Israeli research institutions lead the world in breakthrough technologies. They benefit all of us who rely on computers and mobile phone technology.
They also lead the world in medical advances, and have more scientists per capita than any other state in the world. Every patient who has benefited from the latest surgery techniques — or hopes to benefit from the cutting-edge research into Alzheimer’s, Parkinson’s and many more diseases — will rely on discoveries made in Israeli research facilities.
Universities and research institutions in particular shouldn’t be boycotting Israel. They should be thanking the country, for they rely on it.
If these academics want to make a truly principled boycott, they should tear out their Israeli-developed pacemakers and smash up their computers and mobile phones which will, invariably, have Israeli technology in them.
They should forbid their family members from getting access to Israeli-created vaccines for countless viruses and make sure their children and elderly relatives never benefit from the technologies created in Israel to relieve and heal some of the most terrible conditions mankind faces.

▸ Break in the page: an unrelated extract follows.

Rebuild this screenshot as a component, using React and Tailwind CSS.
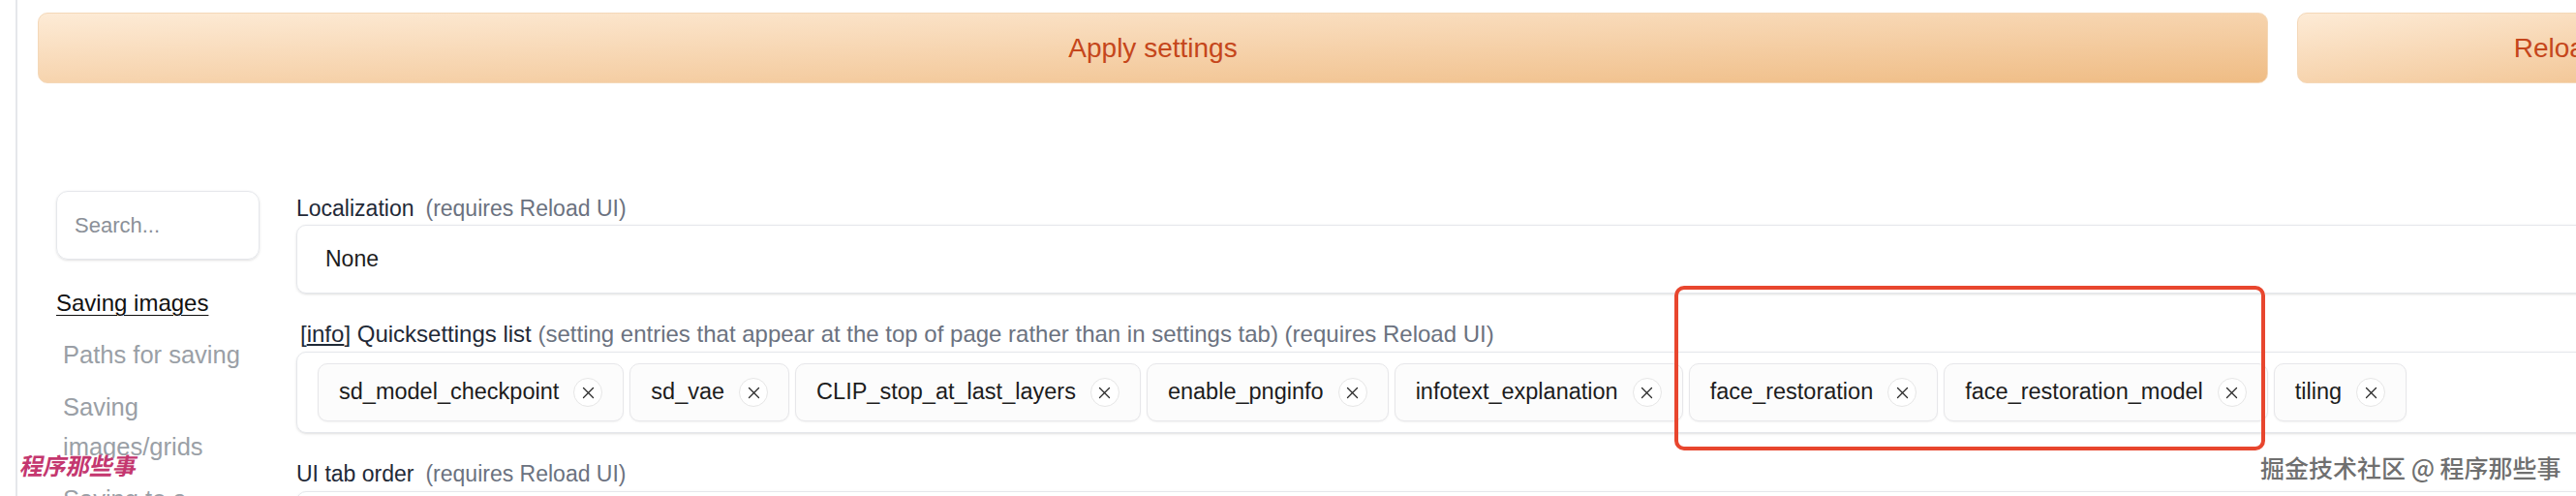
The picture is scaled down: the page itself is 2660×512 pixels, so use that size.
const tags = [
  "sd_model_checkpoint",
  "sd_vae",
  "CLIP_stop_at_last_layers",
  "enable_pnginfo",
  "infotext_explanation",
  "face_restoration",
  "face_restoration_model",
  "tiling",
];

const navItems = ["Paths for saving", "Saving images/grids", "Saving to a directory"];

function CloseIcon() {
  return (
    <svg width="15" height="15" viewBox="0 0 15 15" fill="none">
      <path d="M2.5 2.5L12.5 12.5M12.5 2.5L2.5 12.5" stroke="#2a2a2a" strokeWidth="1.3" strokeLinecap="round" />
    </svg>
  );
}

function Tag({ label }) {
  return (
    <div className="flex h-[60px] shrink-0 items-center rounded-[10px] border border-[#e7e7ea] bg-[#fcfcfc] pl-[21px] pr-[21px] shadow-[0_1px_2px_rgba(0,0,0,0.05)]">
      <span className="text-[23.5px] text-[#1c1c1c]">{label}</span>
      <span className="ml-[15px] flex size-[30px] items-center justify-center rounded-full border border-[#e6e6e6] bg-white">
        <CloseIcon />
      </span>
    </div>
  );
}

function FieldLabel({ children, size = "text-[23px]" }) {
  return <div className={`${size} leading-[28px] text-[#1f2937]`}>{children}</div>;
}

export default function App() {
  return (
    <div className="relative h-[512px] w-[2660px] overflow-hidden bg-white font-['Liberation_Sans','Noto_Sans_CJK_SC',sans-serif]">
      <div className="ml-[16px] h-full border-l-2 border-[#e5e7eb] pl-[21px] pt-[13px]">
        <div className="flex gap-[30px]">
          <button className="flex h-[73px] w-[2303px] shrink-0 items-center justify-center rounded-[10px] border border-[#f4d8b8] bg-linear-to-br from-[#fdebd6] to-[#efbc84] text-[28px] text-[#c5461b]">
            Apply settings
          </button>
          <button className="flex h-[73px] w-[572px] shrink-0 items-center justify-center rounded-[10px] border border-[#f4d8b8] bg-linear-to-br from-[#fdebd6] to-[#efbc84] text-[28px] text-[#c5461b]">
            Reload UI
          </button>
        </div>

        <div className="mt-[111px] flex">
          <aside className="ml-[19px] w-[210px] shrink-0">
            <div className="flex h-[71px] items-center rounded-[12px] border border-[#e5e7eb] pl-[18px] text-[22px] text-[#8b9098] shadow-sm">
              Search...
            </div>
            <div className="mt-[24px] text-[24px] leading-[41px] text-[#111111] underline decoration-1 underline-offset-4">
              Saving images
            </div>
            {navItems.map((item) => (
              <div key={item} className="mt-[13px] pl-[7px] text-[25.5px] leading-[41px] text-[#9a9fa6]">
                {item}
              </div>
            ))}
          </aside>

          <main className="ml-[38px] w-[2420px] shrink-0 pt-[4px]">
            <FieldLabel>
              Localization<span className="ml-[12px] text-[#6b7280]">(requires Reload UI)</span>
            </FieldLabel>
            <div className="mt-[3px] flex h-[71px] items-center rounded-[10px] border border-[#e5e7eb] pl-[29px] text-[23px] text-[#1c1c1c] shadow-sm">
              None
            </div>

            <div className="mt-[28px] pl-[4px]">
              <FieldLabel size="text-[24px]">
                [<span className="underline underline-offset-2">info</span>] Quicksettings list{" "}
                <span className="text-[#6b7280]">
                  (setting entries that appear at the top of page rather than in settings tab) (requires Reload UI)
                </span>
              </FieldLabel>
            </div>
            <div className="mt-[4px] flex h-[84px] items-center gap-[6px] rounded-[10px] border border-[#e5e7eb] px-[21px] shadow-sm">
              {tags.map((t) => (
                <Tag key={t} label={t} />
              ))}
            </div>

            <div className="mt-[28px]">
              <FieldLabel>
                UI tab order<span className="ml-[12px] text-[#6b7280]">(requires Reload UI)</span>
              </FieldLabel>
            </div>
            <div className="mt-[4px] h-[71px] rounded-[10px] border border-[#e5e7eb] shadow-sm" />
          </main>
        </div>
      </div>

      <div className="absolute left-[1729px] top-[295px] h-[170px] w-[610px] rounded-[10px] border-[4px] border-[#e8462e]" />

      <div className="absolute left-[22px] top-[464px] -skew-x-12 font-['Noto_Sans_CJK_SC',sans-serif] text-[24px] font-bold leading-[32px] text-[#c4376f]">
        程序那些事
      </div>

      <div className="absolute left-[2334px] top-[466px] font-['Noto_Sans_CJK_SC',sans-serif] text-[25px] font-medium leading-[32px] text-[#6f6f6f] [text-shadow:0_0_2px_#ffffff,0_0_1px_#ffffff]">
        掘金技术社区 @ 程序那些事
      </div>
    </div>
  );
}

But they won’t. Just as Professor Hawking won’t give up the Israeli technology he relies on.
For with supreme irony, the speech device which enables Hawking to communicate with the world and relate his fascinating thoughts to us is a computer Intel Core i7-based communication system. Which runs on a chip designed by Israel.
Perhaps Professor Hawking should reflect on what it would mean if he truly committed himself to a boycott of Israel.
The conference will be the poorer for his absence. But in the meantime those of us who admired this man and cherish the true principles of freedom are left speechless ourselves — at the extent of his naivete.
Douglas Murray is associate director of the Henry Jackson Society.